** What to produce **
Find the lines holding the string "React" in the data, then copy all of them.

** Data **

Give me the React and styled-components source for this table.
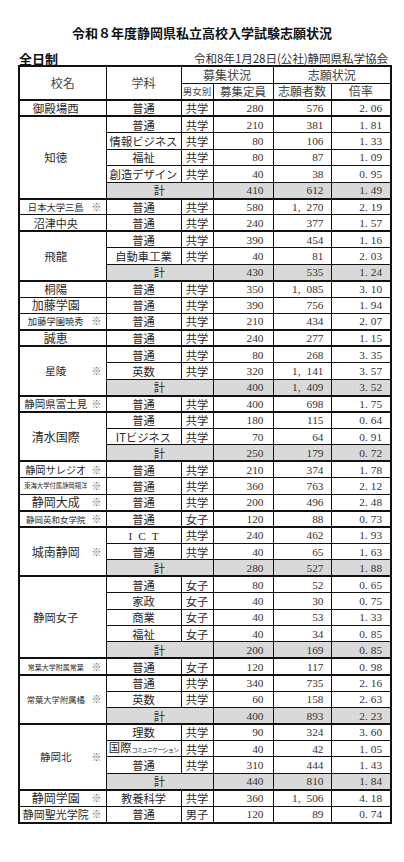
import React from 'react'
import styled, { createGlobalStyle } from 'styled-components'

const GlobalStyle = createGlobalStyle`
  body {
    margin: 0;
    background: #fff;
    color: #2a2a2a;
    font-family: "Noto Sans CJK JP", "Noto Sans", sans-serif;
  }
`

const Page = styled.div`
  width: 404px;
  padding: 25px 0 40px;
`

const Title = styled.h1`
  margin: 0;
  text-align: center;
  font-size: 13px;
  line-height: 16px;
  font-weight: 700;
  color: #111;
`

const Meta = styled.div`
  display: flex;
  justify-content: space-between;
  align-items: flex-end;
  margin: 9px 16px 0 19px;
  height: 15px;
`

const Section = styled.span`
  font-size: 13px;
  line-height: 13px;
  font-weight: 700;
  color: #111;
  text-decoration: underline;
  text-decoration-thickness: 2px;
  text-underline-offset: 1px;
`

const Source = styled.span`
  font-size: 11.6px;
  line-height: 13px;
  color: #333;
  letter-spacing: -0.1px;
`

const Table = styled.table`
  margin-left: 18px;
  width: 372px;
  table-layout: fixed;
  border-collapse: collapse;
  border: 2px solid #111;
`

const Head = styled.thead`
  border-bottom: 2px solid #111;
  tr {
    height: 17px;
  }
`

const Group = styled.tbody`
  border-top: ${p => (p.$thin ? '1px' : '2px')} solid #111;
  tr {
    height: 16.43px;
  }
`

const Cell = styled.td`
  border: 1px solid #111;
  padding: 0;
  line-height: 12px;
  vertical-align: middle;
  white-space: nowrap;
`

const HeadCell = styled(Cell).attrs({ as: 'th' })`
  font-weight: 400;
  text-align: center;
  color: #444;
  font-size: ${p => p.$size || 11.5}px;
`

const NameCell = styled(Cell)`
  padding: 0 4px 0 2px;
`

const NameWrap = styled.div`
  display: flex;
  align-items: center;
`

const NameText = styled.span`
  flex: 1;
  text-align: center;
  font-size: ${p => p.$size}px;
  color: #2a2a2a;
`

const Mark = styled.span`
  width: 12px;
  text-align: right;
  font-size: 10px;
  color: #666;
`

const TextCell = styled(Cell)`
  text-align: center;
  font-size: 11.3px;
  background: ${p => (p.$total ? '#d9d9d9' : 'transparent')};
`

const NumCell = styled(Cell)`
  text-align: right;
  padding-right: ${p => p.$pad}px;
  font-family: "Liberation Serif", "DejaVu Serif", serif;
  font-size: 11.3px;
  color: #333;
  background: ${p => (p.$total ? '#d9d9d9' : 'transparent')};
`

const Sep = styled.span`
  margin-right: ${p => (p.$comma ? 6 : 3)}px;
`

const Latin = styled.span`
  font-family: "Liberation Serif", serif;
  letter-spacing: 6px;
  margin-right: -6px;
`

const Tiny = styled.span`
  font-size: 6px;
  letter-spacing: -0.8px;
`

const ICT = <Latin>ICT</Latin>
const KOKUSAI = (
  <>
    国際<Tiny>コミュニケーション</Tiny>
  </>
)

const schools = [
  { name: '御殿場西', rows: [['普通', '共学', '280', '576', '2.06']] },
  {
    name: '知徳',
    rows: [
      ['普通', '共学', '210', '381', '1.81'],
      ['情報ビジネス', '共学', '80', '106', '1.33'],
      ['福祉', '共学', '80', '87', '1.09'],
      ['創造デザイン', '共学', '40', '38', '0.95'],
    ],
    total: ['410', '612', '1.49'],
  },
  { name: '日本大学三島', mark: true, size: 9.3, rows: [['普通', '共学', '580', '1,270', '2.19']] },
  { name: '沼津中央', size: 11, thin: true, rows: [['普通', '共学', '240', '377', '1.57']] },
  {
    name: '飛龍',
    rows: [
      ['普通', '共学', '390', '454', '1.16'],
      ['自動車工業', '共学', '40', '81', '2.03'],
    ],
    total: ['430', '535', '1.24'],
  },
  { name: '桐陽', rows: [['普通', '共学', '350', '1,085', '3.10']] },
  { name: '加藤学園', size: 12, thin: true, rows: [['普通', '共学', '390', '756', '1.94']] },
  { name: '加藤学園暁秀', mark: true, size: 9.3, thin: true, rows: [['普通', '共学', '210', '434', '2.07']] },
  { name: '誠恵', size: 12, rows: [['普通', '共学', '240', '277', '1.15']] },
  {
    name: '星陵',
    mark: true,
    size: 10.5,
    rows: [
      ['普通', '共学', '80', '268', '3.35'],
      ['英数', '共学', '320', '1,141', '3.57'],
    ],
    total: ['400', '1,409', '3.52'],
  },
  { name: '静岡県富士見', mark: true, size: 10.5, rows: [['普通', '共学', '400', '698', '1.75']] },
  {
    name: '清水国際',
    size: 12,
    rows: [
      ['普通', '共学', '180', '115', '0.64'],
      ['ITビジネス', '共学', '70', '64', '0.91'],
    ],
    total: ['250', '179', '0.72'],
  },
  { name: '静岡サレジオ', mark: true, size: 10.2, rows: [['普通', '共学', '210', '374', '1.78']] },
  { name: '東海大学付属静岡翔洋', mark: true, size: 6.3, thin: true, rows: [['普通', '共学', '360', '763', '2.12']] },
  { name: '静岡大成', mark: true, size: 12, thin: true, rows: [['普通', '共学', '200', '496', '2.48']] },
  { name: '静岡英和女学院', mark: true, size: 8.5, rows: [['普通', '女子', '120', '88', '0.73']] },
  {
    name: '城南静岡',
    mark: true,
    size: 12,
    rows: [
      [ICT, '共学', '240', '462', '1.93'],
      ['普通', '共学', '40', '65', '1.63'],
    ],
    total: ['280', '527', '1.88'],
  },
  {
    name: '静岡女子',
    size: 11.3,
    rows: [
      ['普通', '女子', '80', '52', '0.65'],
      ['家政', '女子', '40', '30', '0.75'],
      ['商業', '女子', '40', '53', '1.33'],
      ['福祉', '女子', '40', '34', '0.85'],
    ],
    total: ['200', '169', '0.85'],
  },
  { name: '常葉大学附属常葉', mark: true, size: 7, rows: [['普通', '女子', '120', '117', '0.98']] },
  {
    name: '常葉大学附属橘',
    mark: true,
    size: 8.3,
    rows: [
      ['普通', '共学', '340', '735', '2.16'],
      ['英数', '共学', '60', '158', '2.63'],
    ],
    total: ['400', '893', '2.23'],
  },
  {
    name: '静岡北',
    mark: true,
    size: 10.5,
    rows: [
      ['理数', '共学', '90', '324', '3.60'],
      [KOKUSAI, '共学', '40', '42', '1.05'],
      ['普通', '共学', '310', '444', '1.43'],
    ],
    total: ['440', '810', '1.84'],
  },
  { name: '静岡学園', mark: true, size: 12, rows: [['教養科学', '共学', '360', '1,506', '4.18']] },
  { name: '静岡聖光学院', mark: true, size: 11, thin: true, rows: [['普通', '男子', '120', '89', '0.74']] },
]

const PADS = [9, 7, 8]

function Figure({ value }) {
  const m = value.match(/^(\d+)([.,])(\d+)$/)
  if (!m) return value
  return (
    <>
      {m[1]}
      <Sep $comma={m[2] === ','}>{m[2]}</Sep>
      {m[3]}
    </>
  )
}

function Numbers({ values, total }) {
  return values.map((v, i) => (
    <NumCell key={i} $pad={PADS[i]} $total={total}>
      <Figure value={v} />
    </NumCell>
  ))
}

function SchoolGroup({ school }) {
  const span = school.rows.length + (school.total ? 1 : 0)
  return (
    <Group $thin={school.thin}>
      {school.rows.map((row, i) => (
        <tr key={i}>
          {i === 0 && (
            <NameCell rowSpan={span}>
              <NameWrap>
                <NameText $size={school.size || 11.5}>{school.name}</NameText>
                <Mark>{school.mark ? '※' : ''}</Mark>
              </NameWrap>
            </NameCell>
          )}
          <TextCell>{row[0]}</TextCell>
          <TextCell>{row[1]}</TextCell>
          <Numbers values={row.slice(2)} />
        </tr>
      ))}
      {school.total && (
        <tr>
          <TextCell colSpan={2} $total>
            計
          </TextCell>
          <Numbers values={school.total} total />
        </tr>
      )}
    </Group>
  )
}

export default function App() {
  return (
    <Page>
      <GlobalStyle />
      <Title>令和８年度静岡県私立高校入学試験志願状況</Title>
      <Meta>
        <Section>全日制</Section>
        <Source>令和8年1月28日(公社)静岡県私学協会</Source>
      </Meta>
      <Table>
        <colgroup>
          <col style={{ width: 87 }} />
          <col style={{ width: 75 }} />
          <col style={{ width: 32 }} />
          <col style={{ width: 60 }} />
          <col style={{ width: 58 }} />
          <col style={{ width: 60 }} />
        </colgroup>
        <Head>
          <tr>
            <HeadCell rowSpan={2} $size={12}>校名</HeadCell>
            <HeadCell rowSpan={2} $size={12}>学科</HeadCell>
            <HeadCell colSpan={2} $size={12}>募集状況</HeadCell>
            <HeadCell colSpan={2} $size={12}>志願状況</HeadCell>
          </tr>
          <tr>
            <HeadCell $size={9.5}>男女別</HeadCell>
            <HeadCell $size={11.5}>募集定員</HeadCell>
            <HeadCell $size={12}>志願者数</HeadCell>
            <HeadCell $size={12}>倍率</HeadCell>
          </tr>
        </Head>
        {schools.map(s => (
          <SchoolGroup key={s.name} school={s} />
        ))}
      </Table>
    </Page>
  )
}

** Expected answer **
Give me the React and styled-components source for this table.
import React from 'react'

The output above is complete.